Daily LLM Advisory: Goose xAI Auth, Qwen3.7 Plus, Anthropic Thinking Tokens, llama.cpp Fixes

🆕 Nouveautés

Goose v1.37.0 – Adds xAI SuperGrok OAuth subscription provider (#9420). Also includes replay ACP images on session load and exposes raw provider supported models over ACP. Evaluate if your workflow benefits from xAI integration.

Qwen3.7 Plus – New cost-effective model on OpenRouter (details). Supports text+image input, text output. Consider for image captioning or where lower cost is needed.

Anthropic API (May 27) – Now includes usage.output_tokens_details.thinking_tokens in response, reporting extended thinking tokens. In streaming, appears only on final message_delta. No beta header required. Important for billing transparency.
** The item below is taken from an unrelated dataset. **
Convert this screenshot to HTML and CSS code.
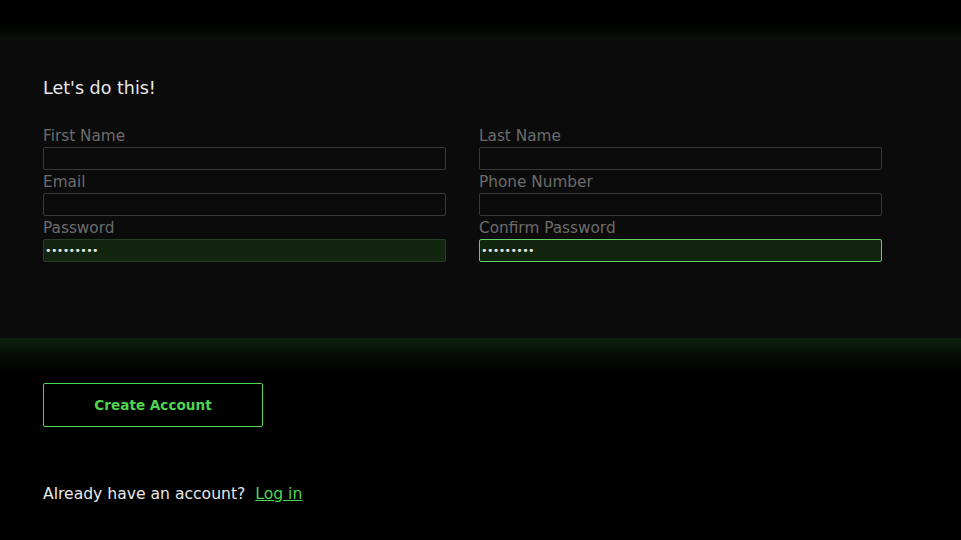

llama.cpp multiple releases – Several fixes and improvements: - b9518: Disable on-device spec checkpoints - b9515: Deduplicate imatrix loading code - b9503: Fix Gemma 4 audio projector embedding size - b9500: Reduce Metal rset heartbeat from 500ms to 5ms - b9496: Fix Gemma 4 unified FPE - b9495: Use post-norm hidden state for MTP on Qwen3.5

If self-hosting with llama.cpp, upgrade to b9518.

💡 Conseil du jour

Audit your Anthropic extended thinking usage. With the new thinking_tokens field, track cost breakdowns and consider caching strategies if thinking tokens are high.